Start RECORDED INFORMATION
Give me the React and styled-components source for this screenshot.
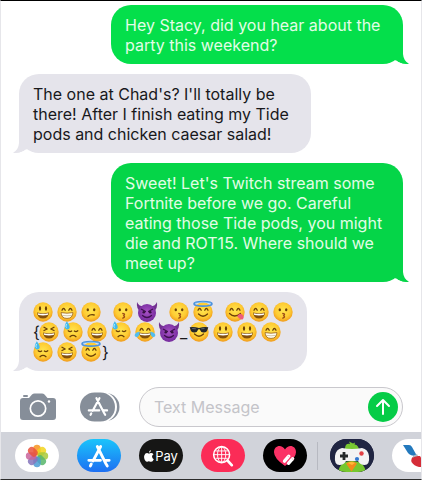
import React from 'react';
import styled, { createGlobalStyle } from 'styled-components';

const GlobalStyle = createGlobalStyle`
  *, *::before, *::after { box-sizing: border-box; }
  body {
    margin: 0;
    background: #ffffff;
    font-family: Inter, "Liberation Sans", sans-serif;
  }
`;

const Screen = styled.main`
  display: flex;
  flex-direction: column;
  min-height: 100vh;
  overflow: hidden;
  border: 1px solid #e6e6ea;
  border-top-color: #000000;
  border-bottom-color: #2b2b2b;
`;

const Thread = styled.section`
  display: flex;
  flex: 1;
  flex-direction: column;
  gap: 10px;
  padding: 4px 18px 0;
`;

const Bubble = styled.article`
  position: relative;
  align-self: ${(p) => (p.$sent ? 'flex-end' : 'flex-start')};
  max-width: 292px;
  padding: 10px 14px 9px;
  border-radius: 20px;
  background: ${(p) => p.$tone};
  color: ${(p) => (p.$sent ? '#e2fde6' : '#18181b')};
  font-size: 16px;
  line-height: 20px;
`;

const BubbleText = styled.p`
  margin: 0;
`;

const TailShape = styled.svg`
  position: absolute;
  bottom: 0;
  ${(p) => (p.$sent ? 'right: -6px;' : 'left: -6px; transform: scaleX(-1);')}
`;

const EmojiLine = styled.div`
  display: flex;
  height: 20px;
`;

const EmojiGlyph = styled.svg`
  flex: none;
  overflow: visible;
  margin-right: 4px;

  &:last-child { margin-right: 0; }
`;

const Symbol = styled.span`
  width: 6px;
  font-size: 16px;

  ${EmojiGlyph} + & {
    width: 9px;
    margin-left: -3px;
  }
`;

const Gap = styled.span`
  width: 8px;
`;

const Composer = styled.form`
  display: flex;
  align-items: center;
  padding: 16px 18px 5px 19px;
`;

const IconButton = styled.button`
  display: flex;
  flex: none;
  padding: 0;
  border: 0;
  background: none;
  margin-right: ${(p) => p.$after};
`;

const Field = styled.div`
  display: flex;
  flex: 1;
  align-items: center;
  min-width: 0;
  height: 40px;
  padding: 0 4px 0 14px;
  border: 1px solid #c9c8cd;
  border-radius: 20px;
  background: #fafafa;
`;

const TextInput = styled.input`
  flex: 1;
  min-width: 0;
  padding: 0;
  border: 0;
  outline: 0;
  background: transparent;
  font: inherit;
  font-size: 16px;
  color: #18181b;

  &::placeholder { color: #c4c4c9; opacity: 1; }
`;

const SendButton = styled.button`
  display: flex;
  flex: none;
  align-items: center;
  justify-content: center;
  width: 30px;
  height: 30px;
  padding: 0;
  border: 0;
  border-radius: 50%;
  background: #05cc47;
`;

const AppStrip = styled.nav`
  display: flex;
  align-items: center;
  gap: 18px;
  height: 47px;
  padding-left: 14px;
  overflow: hidden;
  background: #d1d3da;
`;

const AppButton = styled.button`
  display: flex;
  flex: none;
  align-items: center;
  justify-content: center;
  gap: 1px;
  width: 44px;
  height: 33px;
  padding: 0;
  overflow: hidden;
  border: 0;
  border-radius: 17px;
  background: ${(p) => p.$fill};
  color: #ffffff;
  font-family: inherit;
  font-size: 13px;
`;

const Divider = styled.span`
  flex: none;
  width: 1px;
  height: 28px;
  margin: 0 -6px 0 -8px;
  background: #b7b9c1;
`;

const Defs = styled.svg`
  position: absolute;
`;

const ink = '#6b4008';

function Gradients() {
  return (
    <Defs width="0" height="0" aria-hidden="true">
      <defs>
        <radialGradient id="face" cx="50%" cy="42%" r="58%">
          <stop offset="0" stopColor="#ffe54f" />
          <stop offset="0.65" stopColor="#fecb32" />
          <stop offset="1" stopColor="#f09a1c" />
        </radialGradient>
        <radialGradient id="imp" cx="50%" cy="45%" r="60%">
          <stop offset="0" stopColor="#a650c4" />
          <stop offset="1" stopColor="#71289a" />
        </radialGradient>
      </defs>
    </Defs>
  );
}

const stroke = { fill: 'none', stroke: ink, strokeWidth: 1.3, strokeLinecap: 'round', strokeLinejoin: 'round' };

const ovalEyes = (
  <g fill={ink}>
    <ellipse cx="7" cy="6.500" rx="1.1" ry="2.200" />
    <ellipse cx="13" cy="6.500" rx="1.1" ry="2.200" />
  </g>
);
const arcEyes = <path d="M5 8.2Q6.6 4.8 8.2 8.2M11.8 8.2Q13.4 4.8 15 8.2" {...stroke} />;
const squintEyes = <path d="M5 5.2L8.2 7L5 8.5M15 5.2L11.8 7L15 8.5" {...stroke} />;
const dotEyes = (
  <g fill={ink}>
    <ellipse cx="6.8" cy="7.8" rx="1.2" ry="1.5" />
    <ellipse cx="13.2" cy="7.8" rx="1.2" ry="1.5" />
  </g>
);
const openMouth = (
  <g>
    <path d="M4 10.6Q10 12 16 10.6Q15.5 16.6 10 16.6Q4.500 16.600 4 10.600Z" fill="#83500d" />
    <path d="M4.700 11.200Q10 12.400 15.300 11.200L14.700 13Q10 13.800 5.300 13Z" fill="#ffffff" />
  </g>
);
const teeth = (
  <g>
    <path d="M4 10.600Q10 11.800 16 10.600Q15.700 16.400 10 16.400Q4.300 16.400 4 10.600Z" fill="#fffdf0" stroke="#986016" strokeWidth="0.8" />
    <path d="M4.800 13.300Q10 14.300 15.200 13.300" fill="none" stroke="#a98d59" strokeWidth="0.5" />
  </g>
);
const smile = <path d="M5.500 12Q10 16.500 14.500 12" {...stroke} />;
const drop = 'M3.800 -0.800Q7.600 4 6.500 6.200Q4.500 8.500 2.200 6.400Q0.700 4.400 3.800 -0.800Z';

const features = {
  smiley: <>{ovalEyes}{openMouth}</>,
  beaming: <>{arcEyes}{teeth}</>,
  happy: <>{arcEyes}{openMouth}</>,
  squinting: <>{squintEyes}{openMouth}</>,
  confused: <>{dotEyes}<path d="M7 14.300Q9.500 12 13.200 13" {...stroke} /></>,
  kissing: <>{dotEyes}<path d="M9.800 11.500Q13 12 10.500 13.700Q13 14.900 9.800 16.200" {...stroke} stroke="#9d4c16" /></>,
  yum: (
    <>
      {arcEyes}
      <path d="M4.500 11.500Q9.500 16.500 15.500 11.500" {...stroke} />
      <path d="M12 14.200Q14.800 11 17 12.200Q20 15 17.800 17.200Q15.500 18.200 12 14.200Z" fill="#ef5d78" />
    </>
  ),
  sweating: (
    <>
      <path d="M5.200 8.800Q7 10.200 8.700 9M11.300 9Q13 10.200 14.800 8.800" {...stroke} />
      <path d="M7 14.700Q10 12.200 13 14.700" {...stroke} />
      <path d={drop} fill="#42b9ed" />
      <path d="M3.500 2Q2.200 4.700 3.500 5.600" fill="none" stroke="#b5edff" />
    </>
  ),
  joy: (
    <>
      {arcEyes}{openMouth}
      <path d="M4.600 9.500Q4.800 14.200 1.800 15.200Q-1.200 14.600 0 12Q1 10.200 4.600 9.500Z" fill="#51bdf0" />
      <path d="M15.400 9.500Q15.200 14.200 18.200 15.200Q21.200 14.600 20 12Q19 10.200 15.400 9.500Z" fill="#51bdf0" />
    </>
  ),
  halo: (
    <>
      {arcEyes}{smile}
      <ellipse cx="10" cy="1.900" rx="9" ry="2.300" fill="none" stroke="#4a91dd" strokeWidth="1.700" />
      <path d="M2 1.300Q10 -1.200 18 1.300" fill="none" stroke="#9dd7fb" strokeWidth="0.600" />
    </>
  ),
  cool: (
    <>
      {smile}
      <path d="M0.700 5.300Q5.500 4.700 10 6Q14.500 4.700 19.300 5.300L18.700 7Q17.800 10.800 14.500 10.500Q11.500 10.200 10.600 7.300H9.400Q8.500 10.200 5.500 10.500Q2.200 10.800 1.300 7Z" fill="#24272c" />
      <path d="M3.200 6.500L6.800 6.800M12.300 6.800L15.500 6.500" stroke="#77828d" strokeWidth="0.700" />
    </>
  ),
};

function Emoji({ name }) {
  if (name === 'imp') {
    return (
      <EmojiGlyph width="20" height="20" viewBox="0 0 20 20" role="img" aria-label="imp">
        <path d="M0 0Q-0.800 7 3.200 9L7.300 4.200Q1.800 4.700 0 0ZM20 0Q20.800 7 16.800 9L12.700 4.200Q18.200 4.700 20 0Z" fill="#71308f" />
        <circle cx="10" cy="11" r="9" fill="url(#imp)" />
        <path d="M4.500 7.200L8.500 9.500M15.500 7.200L11.500 9.500M5.500 13.500Q10 17.500 14.500 13.500" fill="none" stroke="#3f114f" strokeWidth="1.300" strokeLinecap="round" />
        <circle cx="6.800" cy="10.300" r="1.300" fill="#35103f" />
        <circle cx="13.200" cy="10.300" r="1.300" fill="#35103f" />
      </EmojiGlyph>
    );
  }
  return (
    <EmojiGlyph width="20" height="20" viewBox="0 0 20 20" role="img" aria-label={name}>
      <circle cx="10" cy="10" r="9.700" fill="url(#face)" />
      {features[name]}
    </EmojiGlyph>
  );
}

const emojiLines = [
  ['smiley', 'beaming', 'confused', ' ', 'kissing', 'imp', ' ', 'kissing', 'halo', ' ', 'yum', 'happy', 'kissing'],
  ['{', 'squinting', 'sweating', 'happy', 'sweating', 'joy', 'imp', '_', 'cool', 'smiley', 'smiley', 'beaming'],
  ['sweating', 'squinting', 'halo', '}'],
];

function EmojiText() {
  return emojiLines.map((line, row) => (
    <EmojiLine key={row}>
      {line.map((item, i) => {
        if (item === ' ') return <Gap key={i} />;
        if (item.length === 1) return <Symbol key={i}>{item}</Symbol>;
        return <Emoji key={i} name={item} />;
      })}
    </EmojiLine>
  ));
}

const messages = [
  { sent: true, tone: '#04df4b', body: 'Hey Stacy, did you hear about the party this weekend?' },
  { sent: false, tone: '#e5e4eb', body: "The one at Chad's? I'll totally be there! After I finish eating my Tide pods and chicken caesar salad!" },
  { sent: true, tone: '#05d548', body: "Sweet! Let's Twitch stream some Fortnite before we go. Careful eating those Tide pods, you might die and ROT15. Where should we meet up?" },
  { sent: false, tone: '#e5e4eb', emoji: true },
];

function Message({ sent, tone, body, emoji }) {
  return (
    <Bubble $sent={sent} $tone={tone}>
      <TailShape $sent={sent} width="18" height="20" viewBox="4 0 18 20" aria-hidden="true">
        <path d="M16 0V10Q16.500 17 22 19.700Q14 20.700 9 16.500L4 15V0Z" fill={tone} />
        <path d="M4 20Q7 19 9 16.500Q11.500 18.500 15 19.500V20Z" fill="#ffffff" />
      </TailShape>
      {emoji ? <EmojiText /> : <BubbleText>{body}</BubbleText>}
    </Bubble>
  );
}

function StoreMark() {
  return (
    <svg width="24" height="24" viewBox="0 0 24 24" fill="none" stroke="#ffffff" strokeWidth="2.800" strokeLinecap="round" aria-hidden="true">
      <path d="M10.300 2.500L18.800 19.500L20.300 22M13.700 2.500L6 17M4.300 20L3.300 22M1.800 16.300H13.500M18.300 16.300H22.200" />
    </svg>
  );
}

function CameraIcon() {
  return (
    <svg width="36" height="28" viewBox="0 0 36 28" aria-hidden="true">
      <path d="M3 5H9L12 1.600Q13 0.500 14.500 0.500H22Q23.500 0.500 24.500 1.600L27.500 5H33Q36 5 36 8V24Q36 27 33 27H3Q0 27 0 24V8Q0 5 3 5Z" fill="#868e99" />
      <rect x="3" y="2" width="5" height="2" rx="1" fill="#868e99" />
      <circle cx="18" cy="15.500" r="7.700" fill="none" stroke="#ffffff" strokeWidth="1.700" />
      <circle cx="29" cy="8.500" r="1.200" fill="#ffffff" />
    </svg>
  );
}

function AppsIcon() {
  return (
    <svg width="40" height="30" viewBox="0 0 40 30" aria-hidden="true">
      <rect x="5" y="1" width="34.500" height="28" rx="14" fill="#868e99" />
      <rect x="0" y="-0.500" width="37" height="31" rx="15.500" fill="#ffffff" />
      <rect x="0" y="0.500" width="35" height="29" rx="14.500" fill="#868e99" />
      <g transform="translate(7.500 4.500) scale(0.870)" fill="none" stroke="#ffffff" strokeWidth="2.500" strokeLinecap="round">
        <path d="M10.300 2L18.800 18.500L20.300 21M13.700 2L6 16.500M4.300 19.500L3.500 21M1.500 16H13.500M18.300 16H22.500" />
      </g>
    </svg>
  );
}

const petals = ['#f7941f', '#f2d51d', '#a8c93a', '#57b66b', '#4b9bd4', '#8574bb', '#c9649b', '#e9523c'];

function PhotosIcon() {
  return (
    <svg width="24" height="24" viewBox="0 0 24 24" aria-hidden="true">
      {petals.map((color, i) => (
        <rect key={color} x="8.300" y="0.800" width="7.400" height="10.600" rx="3.700" fill={color} fillOpacity="0.850" transform={`rotate(${i * 45} 12 12)`} />
      ))}
    </svg>
  );
}

function AppleIcon() {
  return (
    <svg width="10" height="12" viewBox="0 0 20 24" fill="#ffffff" aria-hidden="true">
      <path d="M14 0Q14 4.500 10 5.500Q9.800 1.500 14 0ZM10 7.300Q11.500 6.300 14 6.100Q17.300 6.100 19 8.700Q15.800 10.800 16.200 13.800Q16.500 17 19.600 18.300Q17.500 23.500 14.500 23.700Q12.500 23.700 11.300 23Q9.700 22.300 7.900 23.100Q6.800 23.700 5.700 23.700Q3.500 23.500 1.400 19.500Q-0.800 14.700 0.800 10.300Q2.500 6.400 6 6.200Q8 6.200 10 7.300Z" />
    </svg>
  );
}

function ImageSearchIcon() {
  return (
    <svg width="22" height="22" viewBox="0 0 24 24" fill="none" stroke="#ffffff" aria-hidden="true">
      <circle cx="10.500" cy="10.500" r="8.700" strokeWidth="1.700" />
      <path d="M17 17L21.500 22" strokeWidth="3" strokeLinecap="round" />
      <path d="M10.500 2V19M2 10.500H19M3.800 6.500H17.200M3.800 14.500H17.200" strokeWidth="1" />
      <ellipse cx="10.500" cy="10.500" rx="4.500" ry="8.500" strokeWidth="1" />
    </svg>
  );
}

function HeartIcon() {
  return (
    <svg width="26" height="24" viewBox="0 0 26 24" aria-hidden="true">
      <path d="M13 22Q2 14.500 2 8.300C2 1 10 0 13 5.500C16 0 24 1 24 8.300Q24 14.500 13 22Z" fill="#fb3165" />
      <g stroke="#ffffff" strokeWidth="3.300" strokeLinecap="round">
        <path d="M16.800 12.200L12.500 17.200M20.700 14.700L16.500 19.300" />
      </g>
      <path d="M15.500 11.800L17.800 13.700M19.500 14.200L21.800 16" stroke="#f9a4ba" strokeWidth="0.800" />
    </svg>
  );
}

function GamePigeonIcon() {
  return (
    <svg width="44" height="33" viewBox="0 0 44 33" aria-hidden="true">
      <rect width="44" height="33" fill="#202542" />
      <path d="M8 33Q10 22 22 22Q34 22 36 33Z" fill="#76c72e" />
      <path d="M15 10Q15 4 20 5L19 2.500L23 4.500L25 3.500L24.500 5.500Q29 6 29 12Z" fill="#79c832" />
      <path d="M12 9Q22 11 32 9Q38 10 39 17Q40 26 34.500 26Q30 26 28 22H16Q14 26 9.500 26Q4 26 5 17Q6 10 12 9Z" fill="#f3f3f3" />
      <path d="M14 13V21M10 17H18" stroke="#252829" strokeWidth="2.800" />
      <circle cx="31.500" cy="14.500" r="2.200" fill="#e24144" />
      <circle cx="27" cy="20" r="2.100" fill="#3478cf" />
      <path d="M16 24.500Q22 20.500 27 24.500L21.500 32.500Z" fill="#f48b1b" />
      <path d="M18 24Q21.500 22 25 24L22 26Z" fill="#ffbd38" />
    </svg>
  );
}

function AirlineIcon() {
  return (
    <svg width="44" height="33" viewBox="0 0 44 33" aria-hidden="true">
      <path d="M11 6H17Q19 6 20 8L25 17Q18 17 16 14Z" fill="#2379bd" />
      <path d="M27 28Q22 27 19.500 23Q18.500 19 22 17H28L34 28Z" fill="#d52d38" />
      <path d="M20 19Q22 15.500 25 15L26 17Q23 17.500 20 19Z" fill="#aeb9c2" />
    </svg>
  );
}

export default function App() {
  return (
    <Screen>
      <GlobalStyle />
      <Gradients />
      <Thread aria-label="Conversation">
        {messages.map((m, i) => <Message key={i} {...m} />)}
      </Thread>
      <Composer onSubmit={(e) => e.preventDefault()}>
        <IconButton type="button" aria-label="Camera" $after="24px"><CameraIcon /></IconButton>
        <IconButton type="button" aria-label="Apps" $after="19px"><AppsIcon /></IconButton>
        <Field>
          <TextInput type="text" placeholder="Text Message" aria-label="Text Message" />
          <SendButton type="submit" aria-label="Send">
            <svg width="18" height="18" viewBox="0 0 18 18" fill="none" stroke="#ffffff" strokeWidth="2" strokeLinecap="round" strokeLinejoin="round" aria-hidden="true">
              <path d="M9 16V2M3 8L9 2L15 8" />
            </svg>
          </SendButton>
        </Field>
      </Composer>
      <AppStrip aria-label="Message apps">
        <AppButton type="button" aria-label="Photos" $fill="#ffffff"><PhotosIcon /></AppButton>
        <AppButton type="button" aria-label="App Store" $fill="linear-gradient(#1ac4fb, #1d6ff2)"><StoreMark /></AppButton>
        <AppButton type="button" aria-label="Apple Pay" $fill="#161615"><AppleIcon />Pay</AppButton>
        <AppButton type="button" aria-label="Image search" $fill="#fb2c57"><ImageSearchIcon /></AppButton>
        <AppButton type="button" aria-label="Digital Touch" $fill="#000000"><HeartIcon /></AppButton>
        <Divider />
        <AppButton type="button" aria-label="Games" $fill="#202542"><GamePigeonIcon /></AppButton>
        <AppButton type="button" aria-label="Airline" $fill="#ffffff"><AirlineIcon /></AppButton>
      </AppStrip>
    </Screen>
  );
}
End RECORDED INFORMATION
→ **TASK GOAL**
Identify the lines that contain the string "components", and copy every one of them.

→ **TASK RESULT**
Give me the React and styled-components source for this screenshot.
import styled, { createGlobalStyle } from 'styled-components';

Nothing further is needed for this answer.